What hardware do you use for Nextcloud?
I’m willing to finally get my own cloud using #Nextcloud but I have zero clue about which hardware I should choose for home storage. It would be used for domestic stuff, such as photos, music, movies and files, for the whole family, not necessarily for work
I just bought a used Intel N100 mini pc with 16gb RAM and 2tb SSD for a little more than I would have paid for a Raspberry Pi 5 setup. It doesn’t draw much more power than a RPi, and I’m not limited to what’s available for ARM if I want to expand the install at some point.
Pi5 8GB with SSD. Only 1 user but often sharing folders with others including Memories photo sharing add on. Syncs between several machines & mobile. Also syncs Joplin notes. Pi5 also hosts variety of other (lightweight) stuff with no issues at all (Portainer, Nginx Proxy Manager, Linkwarden etc).
Previously hosted on Pi4B (4GB) with external hard drive. I’ve found the Pi5 + SSD faster & more robust so for me it’s been a worthwhile upgrade
@fdrc_ff@www.foxyhole.io Hi! I’m using a beelink server with Proxmox. I use Proxmox with Debian 12 and a few VMs running.
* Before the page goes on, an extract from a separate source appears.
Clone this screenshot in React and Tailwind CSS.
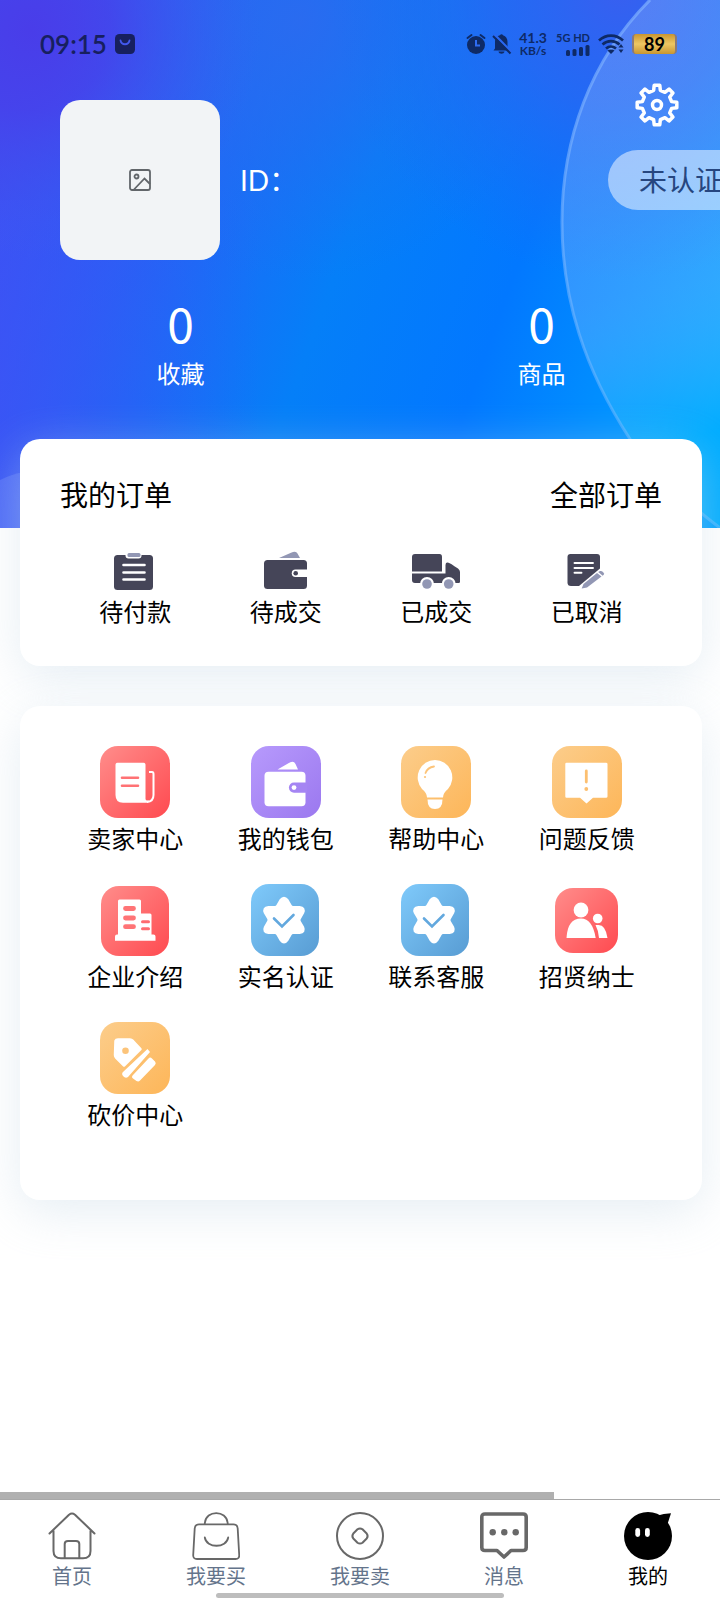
import React from "react";

const gearPath = (() => {
  const pts = [];
  for (let k = 0; k < 8; k++) {
    for (const [off, r] of [[-8, 20], [8, 20], [13, 15], [32, 15]]) {
      const a = ((k * 45 + off - 90) * Math.PI) / 180;
      pts.push(`${(22 + r * Math.cos(a)).toFixed(2)} ${(22 + r * Math.sin(a)).toFixed(2)}`);
    }
  }
  return `M${pts.join("L")}Z`;
})();

// Six-pointed badge whose tips and notches are both softened.
const starPath = (() => {
  const at = (deg, r) => {
    const a = ((deg - 90) * Math.PI) / 180;
    return `${(34 + r * Math.cos(a)).toFixed(2)} ${(36 + r * Math.sin(a)).toFixed(2)}`;
  };
  let d = `M${at(-9, 20)}`;
  for (let k = 0; k < 6; k++) {
    d += `Q${at(k * 60, 24)} ${at(k * 60 + 9, 20)}L${at(k * 60 + 24, 15.5)}Q${at(k * 60 + 30, 14.5)} ${at(k * 60 + 36, 15.5)}L${at(k * 60 + 51, 20)}`;
  }
  return `${d}Z`;
})();

function HeroBackground() {
  return (
    <svg className="absolute inset-0 h-full w-full" viewBox="0 0 720 528" preserveAspectRatio="none" aria-hidden="true">
      <defs>
        <linearGradient id="base" gradientUnits="userSpaceOnUse" x1="0" y1="120" x2="720" y2="380">
          <stop offset="0" stopColor="#3f4cf1" />
          <stop offset="0.2" stopColor="#2b5ff5" />
          <stop offset="0.48" stopColor="#057ff8" />
          <stop offset="0.7" stopColor="#0278ff" />
          <stop offset="1" stopColor="#00a2ff" />
        </linearGradient>
        <radialGradient id="violet" gradientUnits="userSpaceOnUse" cx="30" cy="30" r="230">
          <stop offset="0" stopColor="#493de9" />
          <stop offset="0.35" stopColor="#4840ea" stopOpacity="0.75" />
          <stop offset="1" stopColor="#3f5cf0" stopOpacity="0" />
        </radialGradient>
        <radialGradient id="indigo" gradientUnits="userSpaceOnUse" cx="620" cy="-10" r="290">
          <stop offset="0" stopColor="#385ff0" />
          <stop offset="0.4" stopColor="#2a66f2" stopOpacity="0.8" />
          <stop offset="1" stopColor="#1c6cf2" stopOpacity="0" />
        </radialGradient>
        <radialGradient id="soft" gradientUnits="userSpaceOnUse" cx="300" cy="20" r="260">
          <stop offset="0" stopColor="#2b6bef" stopOpacity="0.9" />
          <stop offset="1" stopColor="#2070f0" stopOpacity="0" />
        </radialGradient>
        <linearGradient id="left" x1="0" x2="1" y1="0" y2="0">
          <stop offset="0" stopColor="#3c54f6" />
          <stop offset="1" stopColor="#2a5cf6" stopOpacity="0" />
        </linearGradient>
        <linearGradient id="disc" gradientUnits="userSpaceOnUse" x1="600" y1="100" x2="690" y2="440">
          <stop offset="0" stopColor="#9cc0ff" stopOpacity="0.32" />
          <stop offset="0.55" stopColor="#94c2ff" stopOpacity="0.32" />
          <stop offset="1" stopColor="#00b4ff" stopOpacity="0.6" />
        </linearGradient>
        <linearGradient id="rim" x1="0" x2="0" y1="0" y2="1">
          <stop offset="0" stopColor="#7fb0ff" stopOpacity="0.7" />
          <stop offset="1" stopColor="#7cc0ff" stopOpacity="0.4" />
        </linearGradient>
      </defs>
      <rect width="720" height="528" fill="url(#base)" />
      <rect y="200" width="260" height="328" fill="url(#left)" opacity="0.7" />
      <rect width="720" height="528" fill="url(#soft)" />
      <rect width="720" height="528" fill="url(#indigo)" />
      <rect width="720" height="528" fill="url(#violet)" />
      <path d="M650 0C590 60 562 140 562 222C562 300 585 370 630 439C655 475 690 505 720 528V0Z" fill="url(#disc)" />
      <path d="M650 0C590 60 562 140 562 222C562 300 585 370 630 439C655 475 690 505 720 528" fill="none" stroke="url(#rim)" strokeWidth="3" />
      <path d="M0 480Q12 474 24 472V528H0Z" fill="#8fa8ff" opacity="0.25" />
    </svg>
  );
}

function StatusBar() {
  return (
    <div className="flex h-8 items-center justify-between pl-10 pr-[43px] text-[#0e2a66]">
      <div className="flex items-center gap-2">
        <span className="font-[Lato] text-[26px] font-semibold leading-8 text-[#17205f]">09:15</span>
        <svg width="20" height="20" viewBox="0 0 20 20" aria-hidden="true">
          <rect width="20" height="20" rx="4.5" fill="#17205f" />
          <path d="M5.500 6.500C6.500 11.500 13.500 11.500 14.500 6.500" fill="none" stroke="#4258ee" strokeWidth="1.800" strokeLinecap="round" />
        </svg>
      </div>
      <div className="flex items-center">
        <svg width="46" height="22" viewBox="0 0 46 22" aria-hidden="true">
          <circle cx="10" cy="12" r="9" fill="currentColor" />
          <path d="M1.500 5L5.500 2M18.500 5L14.500 2" stroke="currentColor" strokeWidth="2" strokeLinecap="round" />
          <path d="M10 7V12.500H14" fill="none" stroke="#2f6cf2" strokeWidth="2" />
          <path d="M29 15.500V9C29 5 31.500 2.800 34 2.300C34.500 1 36.500 1 37 2.300C40 3 41.500 6 41.500 9V14L43.500 17.500H27.500Z" fill="currentColor" />
          <path d="M32.500 18.500H38.500C38 21.500 33 21.500 32.500 18.500Z" fill="currentColor" />
          <path d="M28.500 1.500L45.500 19" stroke="#2a68f2" strokeWidth="2.500" />
          <path d="M27 3L44.500 20.500" stroke="currentColor" strokeWidth="2" />
        </svg>
        <div className="ml-1.5 flex w-[30px] flex-col items-center font-[Lato] font-bold">
          <span className="text-[14px] leading-[14px]">41.3</span>
          <span className="text-[12px] leading-3">KB/s</span>
        </div>
        <div className="ml-2 flex w-[34px] flex-col items-end gap-0.5">
          <span className="whitespace-nowrap font-[Lato] text-[11px] font-bold leading-[10px]">5G HD</span>
          <svg width="24" height="11" viewBox="0 0 24 11" fill="currentColor" aria-hidden="true">
            <rect y="5" width="4" height="6" rx="1.500" />
            <rect x="6.500" y="4" width="4" height="7" rx="1.500" />
            <rect x="13" y="2" width="4" height="9" rx="1.500" />
            <rect x="19.500" y="0" width="4" height="11" rx="1.500" />
          </svg>
        </div>
        <svg className="ml-2" width="26" height="20" viewBox="0 0 26 20" fill="none" stroke="currentColor" strokeWidth="2.700" aria-hidden="true">
          <path d="M1 6.500C8 0 18 0 25 6.500" />
          <path d="M4.500 10.500C9.500 6 16.500 6 21.500 10.500" />
          <path d="M8 14.500C11 12 15 12 18 14.500" />
          <path d="M13 20L9.500 16.500C11.500 15 14.500 15 16.500 16.500Z" fill="currentColor" stroke="none" />
          <path d="M23 10L25.500 13.500H20.500ZM23 19L25.500 15.500H20.500Z" fill="currentColor" stroke="none" />
        </svg>
        <div className="ml-2 flex h-5 w-[45px] items-center justify-center rounded-sm border-x-2 border-[#8b7a78] bg-linear-to-b from-[#c9962f] via-[#eec763] to-[#c9962f] font-[Lato] text-[18px] font-bold leading-5 text-black">
          89
        </div>
      </div>
    </div>
  );
}

const Clipboard = () => (
  <svg width="48" height="40" viewBox="0 0 48 40" aria-hidden="true">
    <rect x="3" y="4" width="39" height="35" rx="3.500" fill="#454558" />
    <rect x="14.500" y="0.500" width="16" height="7" rx="3" fill="#fff" />
    <rect x="16.500" y="2" width="13" height="4" rx="1.500" fill="#9297b4" />
    <path d="M12.500 14H33.500M12.500 21.500H33.500M12.500 28.500H33.500" stroke="#fff" strokeWidth="2.600" strokeLinecap="round" />
  </svg>
);
const Wallet = () => (
  <svg width="48" height="40" viewBox="0 0 48 40" aria-hidden="true">
    <path d="M17 7L29 1.800Q34 -0.500 35.500 2.500L38 7Z" fill="#9297b4" />
    <rect x="2" y="9" width="43" height="29" rx="3.500" fill="#454558" />
    <path d="M46 18.500H33.500A3.700 3.700 0 0 0 33.500 26H46Z" fill="#fff" />
    <circle cx="33.700" cy="22.200" r="2.300" fill="#454558" />
  </svg>
);
const Truck = () => (
  <svg width="48" height="40" viewBox="0 0 48 40" aria-hidden="true">
    <path d="M0 6Q0 3 3 3H27.500Q30 3 30 6V20.500H0Z" fill="#454558" />
    <path d="M0 22.500H33.500V14Q33.500 11 36.500 11.700Q38 12 46 17.500Q48 19 48 21V31Q48 32 46.500 32H3Q0 32 0 29Z" fill="#454558" />
    <circle cx="15" cy="33" r="7" fill="#fff" />
    <circle cx="36.700" cy="33" r="7" fill="#fff" />
    <circle cx="15" cy="33" r="4.800" fill="#9297b4" />
    <circle cx="36.700" cy="33" r="4.800" fill="#9297b4" />
  </svg>
);
const Note = () => (
  <svg width="48" height="40" viewBox="0 0 48 40" aria-hidden="true">
    <path d="M4.500 6Q4.500 3 7.500 3H34Q37 3 37 6V17.500L16 35H8Q4.500 35 4.500 31.500Z" fill="#454558" />
    <path d="M11.500 12H30M11.500 17H30M11.500 21.700H18.500" stroke="#fff" strokeWidth="1.900" strokeLinecap="round" />
    <path d="M18.700 37.500L20.500 33L34 22L38.500 25.500L24 36.500Z" fill="#9297b4" />
    <path d="M35.200 21L37 20Q38.500 19.500 40 21L41 22.500Q41.500 23.500 39.700 24.700Z" fill="#9297b4" />
  </svg>
);

const tones = {
  red: ["#ff8d8b", "#ff4a50"],
  purple: ["#b79afc", "#9b78ef"],
  orange: ["#fccd8b", "#fdb659"],
  blue: ["#7fcafb", "#589cd3"],
};

function Tile({ id, tone, x = 1, y = 0, w = 70, h = 72, children }) {
  return (
    <svg width="72" height="72" viewBox="0 0 72 72" aria-hidden="true">
      <defs>
        <linearGradient id={id} x1="0" y1="0" x2="1" y2="1">
          <stop offset="0" stopColor={tones[tone][0]} />
          <stop offset="1" stopColor={tones[tone][1]} />
        </linearGradient>
      </defs>
      <rect x={x} y={y} width={w} height={h} rx="18" fill={`url(#${id})`} />
      {children}
    </svg>
  );
}

const Star = ({ id }) => (
  <Tile id={id} tone="blue" w={68}>
    <path d={starPath} fill="#fff" stroke="#fff" strokeWidth="3" strokeLinejoin="round" />
    <path d="M24 34.500L32 42.500L43.500 31" fill="none" stroke="#62a8de" strokeWidth="2.600" strokeLinecap="round" />
  </Tile>
);

const orders = [
  { label: "待付款", icon: <Clipboard /> },
  { label: "待成交", icon: <Wallet /> },
  { label: "已成交", icon: <Truck /> },
  { label: "已取消", icon: <Note /> },
];

const services = [
  {
    label: "卖家中心",
    icon: (
      <Tile id="t-seller" tone="red">
        <path d="M50 26H53Q54.500 26 54.500 28V49Q54.500 55.500 48 56" fill="none" stroke="#fff" strokeWidth="2" />
        <path d="M16.500 18.500Q16.500 16.700 18.500 16.700H44.500Q46.500 16.700 46.500 18.500V53Q46.500 55 50 54.500L49 56.700H24Q16.500 56.700 16.500 49Z" fill="#fff" />
        <path d="M23 31.700H39M23 39.700H39" stroke="#ff7274" strokeWidth="2.600" strokeLinecap="round" />
      </Tile>
    ),
  },
  {
    label: "我的钱包",
    icon: (
      <Tile id="t-wallet" tone="purple">
        <path d="M27.500 23.500L38 17.500Q43.500 14 45.500 18L48 23.500Z" fill="#fff" />
        <rect x="14.500" y="25.700" width="41" height="34.500" rx="4" fill="#fff" />
        <path d="M57 36.500H44A5.100 5.100 0 0 0 44 46.700H57Z" fill="#a585f3" />
        <circle cx="44" cy="41.600" r="2.400" fill="#fff" />
      </Tile>
    ),
  },
  {
    label: "帮助中心",
    icon: (
      <Tile id="t-help" tone="orange">
        <path d="M35 14A17.500 17.500 0 0 0 22 43Q27 47 27 51.500H43Q43 47 48 43A17.500 17.500 0 0 0 35 14Z" fill="#fff" />
        <path d="M27.500 53.500H42.500Q42.500 63 35 63Q27.500 63 27.500 53.500Z" fill="#fff" />
        <path d="M25.500 27Q27.500 21.500 34 20.500" fill="none" stroke="#fcc47a" strokeWidth="1.800" strokeLinecap="round" />
        <circle cx="25" cy="31" r="1.100" fill="#fcc47a" />
      </Tile>
    ),
  },
  {
    label: "问题反馈",
    icon: (
      <Tile id="t-feedback" tone="orange">
        <path d="M15.500 16.700H55Q56.500 16.700 56.500 18V50.500Q56.500 51.700 55 51.700H42L35.500 57.500L29 51.700H15.500Q14.300 51.700 14.300 50.500V18Q14.300 16.700 15.500 16.700Z" fill="#fff" />
        <path d="M35.300 25V36" stroke="#fcbf70" strokeWidth="2.800" strokeLinecap="round" />
        <circle cx="35.300" cy="43" r="1.900" fill="#fcbf70" />
      </Tile>
    ),
  },
  {
    label: "企业介绍",
    icon: (
      <Tile id="t-company" tone="red" x={2} y={2} w={68} h={70}>
        <path d="M19 17Q19 15.500 20.500 15.500H40.500Q42 15.500 42 17V29.500H51Q52.500 29.500 52.500 31V50.500H54.500Q56.500 50.500 56.500 52.500V56.700H16V52.500Q16 50.500 18 50.500H19Z" fill="#fff" />
        <path d="M26.500 24.500H34.500M26.500 34H34.500M26.500 42.700H34.500" stroke="#ff7476" strokeWidth="4.800" strokeLinecap="round" />
        <path d="M43.500 37.800H49.500M43.500 44.700H49.500" stroke="#ff6c6f" strokeWidth="3" strokeLinecap="round" />
      </Tile>
    ),
  },
  { label: "实名认证", icon: <Star id="t-verify" /> },
  { label: "联系客服", icon: <Star id="t-support" /> },
  {
    label: "招贤纳士",
    icon: (
      <Tile id="t-hire" tone="red" x={4} y={4} w={63} h={65}>
        <circle cx="30" cy="26" r="7.400" fill="#fff" />
        <path d="M15.500 54Q16.500 34.500 30 34.500Q41.500 34.500 44.700 54Z" fill="#fff" />
        <circle cx="46.700" cy="34.500" r="4.800" fill="#fff" />
        <path d="M46.500 41Q54.500 40 56.500 54H48Q47.500 46.500 44.500 41Z" fill="#fff" />
      </Tile>
    ),
  },
  {
    label: "砍价中心",
    icon: (
      <Tile id="t-bargain" tone="orange">
        <path d="M16.500 19Q17 17.500 19 17.500H31Q32.500 17.500 34 19L41.500 27L25 43.500L17 35.500Q16 34.500 16 33Z" fill="#fff" stroke="#fff" strokeWidth="2.500" strokeLinejoin="round" />
        <circle cx="26.500" cy="28.700" r="3.300" fill="#fcc47a" />
        <path d="M48.500 27L51 30L29 55Q26.500 57 24 54Q22 51.500 24.500 49.500Z" fill="#fff" />
        <path d="M49.500 36.500Q51 34.500 53 36.500L56 39.500Q57.500 41 56 43L41 58.500Q39.500 60 37.500 59L34 56.500Q32 55 34 53Z" fill="#fff" />
      </Tile>
    ),
  },
];

const line = { fill: "none", stroke: "#686868", strokeWidth: 2, strokeLinecap: "round", strokeLinejoin: "round" };

const tabs = [
  {
    label: "首页",
    icon: (
      <g {...line}>
        <path d="M1.500 21.500L21 2.700Q24 0.500 27 2.700L46.500 21.500M5.500 19V39Q5.500 46.300 13 46.300H35Q42.500 46.300 42.500 39V19" />
        <path d="M16.700 46V32Q16.700 29 20 29H28Q31.300 29 31.300 32V46" />
      </g>
    ),
  },
  {
    label: "我要买",
    icon: (
      <g {...line} strokeWidth="1.800">
        <path d="M7 12.300H41.500Q45.500 12.300 45.700 16.500L47.200 43Q47.500 47 43.500 47H5Q1 47 1.200 43L2.700 16.500Q3 12.300 7 12.300Z" />
        <path d="M12.800 12V11C14 -2.300 34.500 -2.300 35.700 11V12M12.800 25.500C14.500 36.500 34.500 36.500 36.200 25.500" />
      </g>
    ),
  },
  {
    label: "我要卖",
    icon: (
      <g {...line}>
        <circle cx="24" cy="24" r="23" />
        <path d="M21.500 17.300Q24 15.500 26.500 17.300L30.700 21.500Q32.500 24 30.700 26.500L26.500 30.700Q24 32.500 21.500 30.700L17.300 26.500Q15.500 24 17.300 21.500Z" />
      </g>
    ),
  },
  {
    label: "消息",
    icon: (
      <g>
        <path d="M5 2H43Q46.200 2 46.200 5V35.500Q46.200 38.500 43 38.500H31L24 45L17 38.500H5Q1.800 38.500 1.800 35.500V5Q1.800 2 5 2Z" {...line} strokeWidth="3.600" />
        <g fill="#686868">
          <circle cx="12.700" cy="20.300" r="3.200" />
          <circle cx="24.300" cy="20.300" r="3.200" />
          <circle cx="35.700" cy="20.300" r="3.200" />
        </g>
      </g>
    ),
  },
  {
    label: "我的",
    active: true,
    icon: (
      <g>
        <circle cx="24" cy="24" r="24" fill="#000" />
        <path d="M32 4Q40 1.500 47 1.200L43.500 12L38 14Z" fill="#000" />
        <rect x="11.300" y="16" width="4.800" height="9" rx="2.400" fill="#fff" />
        <rect x="21" y="16" width="4.800" height="9" rx="2.400" fill="#fff" />
      </g>
    ),
  },
];

const cardClass = "relative ml-5 mr-[18px] rounded-[20px] bg-white px-10 shadow-[0_12px_48px_rgba(200,218,230,0.45)]";

export default function App() {
  return (
    <div className="flex min-h-screen flex-col bg-white font-['Lato','Noto_Sans_CJK_SC',sans-serif] text-black">
      <header className="relative overflow-hidden pb-[134px] text-white">
        <HeroBackground />
        <div className="relative">
          <div className="pt-7">
            <StatusBar />
          </div>
          <div className="flex items-start pl-[60px] pt-5">
            <div className="mt-5 flex size-40 shrink-0 items-center justify-center rounded-[20px] bg-[#f2f4f6]">
              <svg width="22" height="22" viewBox="0 0 22 22" fill="none" stroke="#62666a" strokeWidth="1.800" role="img" aria-label="头像">
                <rect x="1" y="1" width="20" height="20" rx="2" />
                <circle cx="7.500" cy="7.500" r="2" />
                <path d="M4.500 21L15.500 9.500L21 15" />
              </svg>
            </div>
            <div className="ml-5 mt-20 flex-1 text-[28px] leading-10">ID：</div>
            <div className="w-28 shrink-0">
              <button type="button" aria-label="设置" className="ml-[27px] mt-[3px] block size-11">
                <svg width="44" height="44" viewBox="0 0 44 44" fill="none" stroke="#fff" strokeWidth="3.500" strokeLinejoin="round" aria-hidden="true">
                  <path d={gearPath} />
                  <circle cx="22" cy="22" r="4.500" />
                </svg>
              </button>
              <button type="button" className="mt-[23px] block h-[60px] w-[148px] rounded-full bg-white/50 pl-[31px] text-left text-[28px] leading-[58px] text-[#26467f]">
                未认证
              </button>
            </div>
          </div>
          <div className="-mr-0.5 grid grid-cols-2 pt-[34px] text-center">
            {["收藏", "商品"].map((label) => (
              <div key={label}>
                <div className="font-['Noto_Sans_CJK_SC',sans-serif] text-[48px] leading-[56px]">0</div>
                <div className="mt-1 text-[24px] leading-10">{label}</div>
              </div>
            ))}
          </div>
        </div>
      </header>

      <main className="flex-1">
        <section className={`${cardClass} -mt-[89px] pb-[37px] pt-9`}>
          <div className="flex items-center justify-between text-[28px] leading-10">
            <h2>我的订单</h2>
            <a href="#orders">全部订单</a>
          </div>
          <div className="mt-9 grid grid-cols-4">
            {orders.map((o) => (
              <a key={o.label} href="#orders" className="flex flex-col items-center gap-1">
                {o.icon}
                <span className="text-[24px] leading-[34px]">{o.label}</span>
              </a>
            ))}
          </div>
        </section>

        <section className={`${cardClass} mt-10 grid grid-cols-4 gap-y-7 pb-[68px] pt-10`}>
          {services.map((s) => (
            <a key={s.label} href="#service" className="flex flex-col items-center gap-1">
              {s.icon}
              <span className="whitespace-nowrap text-[24px] leading-[34px]">{s.label}</span>
            </a>
          ))}
        </section>
      </main>

      <footer className="sticky bottom-0">
        <div className="h-[7px] w-[77%] bg-[#b0b0b0]" />
        <div className="border-t border-[#a8a8a8] bg-white pb-0.5 pt-3">
          <nav className="grid grid-cols-5">
            {tabs.map((t) => (
              <a key={t.label} href="#tab" aria-current={t.active ? "page" : undefined} className="flex flex-col items-center gap-[3px]">
                <svg width="48" height="48" viewBox="0 0 48 48" aria-hidden="true">
                  {t.icon}
                </svg>
                <span className={t.active ? "text-[20px] leading-[26px] text-black" : "text-[20px] leading-[26px] text-[#64748b]"}>{t.label}</span>
              </a>
            ))}
          </nav>
          <div className="mx-auto mt-1 h-[5px] w-2/5 rounded-full bg-[#bdbdbd]" />
        </div>
      </footer>
    </div>
  );
}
My #Nextcloud instance is running on a Debian 12 VM. I use this setup for almost two years.
I’m running Nextcloud as a VM on Proxmox, Proxmox running on a NUC6i5SYH, with 32GB and 1TB SSD. The Nextcloud VM had 8GB of RAM assigned, which is more than enough, I think I could get away with 4. There’s only two users though, so it doesn’t see a lot of Intensive usage.
It’s been working like a charm for me for years already.
Nextcloud was too high fallutin for me. I share a zfs pool with proxmox’s file server appliance.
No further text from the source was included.